— BEGIN MATERIAL —

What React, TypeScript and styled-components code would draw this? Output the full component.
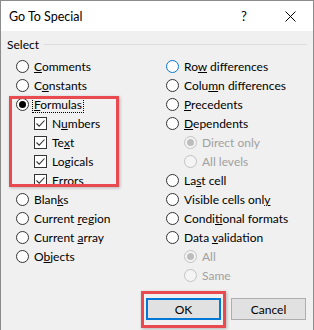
import styled, { createGlobalStyle } from 'styled-components';

const GlobalStyle = createGlobalStyle`
  html, body {
    margin: 0;
    padding: 0;
    background: #ffffff;
  }
  body {
    font-family: Lato, "Liberation Sans", sans-serif;
    font-size: 12px;
    color: #000000;
  }
`;

const Window = styled.div`
  width: 314px;
  height: 330px;
  box-sizing: border-box;
  border: 1px solid #8c8c8c;
  border-bottom: none;
  background: #f0f0f0;
  display: flex;
  flex-direction: column;
  overflow: hidden;
`;

const TitleBar = styled.div`
  height: 30px;
  background: #ffffff;
  display: flex;
  align-items: center;
  padding-left: 8px;
  flex-shrink: 0;
`;

const Title = styled.div`
  flex: 1;
  font-size: 12.5px;
`;

const TitleButton = styled.div`
  width: 46px;
  display: flex;
  justify-content: center;
  align-items: center;
  font-size: 13px;
`;

const GroupHeader = styled.div`
  display: flex;
  align-items: center;
  margin-top: 7px;
  height: 13px;
  padding-left: 6px;
  padding-right: 6px;
`;

const GroupLine = styled.div`
  flex: 1;
  height: 1px;
  background: #dcdcdc;
  margin-left: 5px;
`;

const Columns = styled.div`
  display: grid;
  grid-template-columns: 150px 1fr;
  margin-top: 6px;
  padding-left: 15px;
`;

const Column = styled.div`
  display: flex;
  flex-direction: column;
`;

const Row = styled.div<{ $indent?: boolean; $disabled?: boolean }>`
  height: 19px;
  display: flex;
  align-items: center;
  gap: 5px;
  padding-left: ${(p) => (p.$indent ? '18px' : '0')};
  color: ${(p) => (p.$disabled ? '#a0a0a0' : '#000000')};
  white-space: nowrap;
`;

const Radio = styled.span<{ $checked?: boolean; $disabled?: boolean; $focus?: boolean }>`
  width: 13px;
  height: 13px;
  box-sizing: border-box;
  border-radius: 50%;
  border: 1px solid
    ${(p) => (p.$focus ? '#0078d7' : p.$disabled ? '#c2c2c2' : '#333333')};
  background: ${(p) => (p.$disabled ? '#f4f4f4' : '#ffffff')};
  display: flex;
  align-items: center;
  justify-content: center;
  flex-shrink: 0;

  &::after {
    content: '';
    width: 7px;
    height: 7px;
    border-radius: 50%;
    background: ${(p) => (p.$disabled ? '#bdbdbd' : '#000000')};
    display: ${(p) => (p.$checked ? 'block' : 'none')};
  }
`;

const Check = styled.span`
  width: 13px;
  height: 13px;
  box-sizing: border-box;
  border: 1px solid #333333;
  background: #ffffff;
  display: flex;
  align-items: center;
  justify-content: center;
  flex-shrink: 0;
`;

const Focused = styled.span`
  outline: 1px dotted #000000;
  outline-offset: 0;
  padding: 0 1px;
  margin-left: -1px;
  line-height: 14px;
`;

const Highlight = styled.div`
  position: relative;

  &::after {
    content: '';
    position: absolute;
    top: 1px;
    bottom: 3px;
    left: -7px;
    width: 110px;
    box-sizing: border-box;
    border: 3px solid #e84a4f;
    box-shadow: 1px 1px 3px rgba(0, 0, 0, 0.25);
    pointer-events: none;
  }
`;

const ButtonRow = styled.div`
  margin-top: auto;
  display: flex;
  justify-content: flex-end;
  gap: 10px;
  padding-right: 7px;
  padding-bottom: 10px;
`;

const Button = styled.div<{ $default?: boolean }>`
  width: 75px;
  height: 22px;
  box-sizing: border-box;
  background: #e1e1e1;
  border: ${(p) => (p.$default ? '2px solid #0078d7' : '1px solid #adadad')};
  display: flex;
  align-items: center;
  justify-content: center;
`;

const ButtonMark = styled.div`
  position: relative;

  &::after {
    content: '';
    position: absolute;
    top: -7px;
    bottom: -8px;
    left: -5px;
    right: -5px;
    border: 3px solid #e84a4f;
    box-shadow: 1px 1px 3px rgba(0, 0, 0, 0.25);
    pointer-events: none;
  }
`;

const CheckMark = () => (
  <svg width="11" height="11" viewBox="0 0 11 11">
    <polyline points="1.5,5.5 4.2,8.2 9.5,2.5" fill="none" stroke="#333" strokeWidth="1.1" />
  </svg>
);

const CloseIcon = () => (
  <svg width="11" height="11" viewBox="0 0 11 11">
    <path d="M0.5 0.5 L10.5 10.5 M10.5 0.5 L0.5 10.5" stroke="#000" strokeWidth="1" />
  </svg>
);

type Opt = {
  pre: string;
  acc?: string;
  post?: string;
  checked?: boolean;
  disabled?: boolean;
  focus?: boolean;
  indent?: boolean;
};

const Label = ({ pre, acc, post }: Opt) => (
  <span>
    {pre}
    {acc && <u>{acc}</u>}
    {post}
  </span>
);

const RadioRow = (o: Opt) => (
  <Row $indent={o.indent} $disabled={o.disabled}>
    <Radio $checked={o.checked} $disabled={o.disabled} $focus={o.focus} />
    <Label {...o} />
  </Row>
);

const CheckRow = (o: Opt) => (
  <Row $indent>
    <Check>
      <CheckMark />
    </Check>
    <Label {...o} />
  </Row>
);

export default function App() {
  return (
    <>
      <GlobalStyle />
      <Window>
        <TitleBar>
          <Title>Go To Special</Title>
          <TitleButton>?</TitleButton>
          <TitleButton>
            <CloseIcon />
          </TitleButton>
        </TitleBar>

        <GroupHeader>
          <span>Select</span>
          <GroupLine />
        </GroupHeader>

        <Columns>
          <Column>
            <RadioRow pre="" acc="C" post="omments" />
            <RadioRow pre="C" acc="o" post="nstants" />
            <Highlight>
              <Row>
                <Radio $checked />
                <Focused>
                  <u>F</u>ormulas
                </Focused>
              </Row>
              <CheckRow pre="N" acc="u" post="mbers" />
              <CheckRow pre="Te" acc="x" post="t" />
              <CheckRow pre="Lo" acc="g" post="icals" />
              <CheckRow pre="" acc="E" post="rrors" />
            </Highlight>
            <RadioRow pre="Blan" acc="k" post="s" />
            <RadioRow pre="Current " acc="r" post="egion" />
            <RadioRow pre="Current " acc="a" post="rray" />
            <RadioRow pre="O" acc="b" post="jects" />
          </Column>
          <Column>
            <RadioRow pre="Ro" acc="w" post=" differences" focus />
            <RadioRow pre="Colu" acc="m" post="n differences" />
            <RadioRow pre="" acc="P" post="recedents" />
            <RadioRow pre="" acc="D" post="ependents" />
            <RadioRow pre="Direct only" indent disabled checked />
            <RadioRow pre="All levels" indent disabled />
            <RadioRow pre="La" acc="s" post="t cell" />
            <RadioRow pre="Visible cells onl" acc="y" />
            <RadioRow pre="Condi" acc="t" post="ional formats" />
            <RadioRow pre="Data " acc="v" post="alidation" />
            <RadioRow pre="All" indent disabled checked />
            <RadioRow pre="Same" indent disabled />
          </Column>
        </Columns>

        <ButtonRow>
          <ButtonMark>
            <Button $default>OK</Button>
          </ButtonMark>
          <Button>Cancel</Button>
        </ButtonRow>
      </Window>
    </>
  );
}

— END MATERIAL —

▸ REQUIREMENTS
Every line that holds the string "components" should be returned.

▸ EXPECTED ANSWER
What React, TypeScript and styled-components code would draw this? Output the full component.
import styled, { createGlobalStyle } from 'styled-components';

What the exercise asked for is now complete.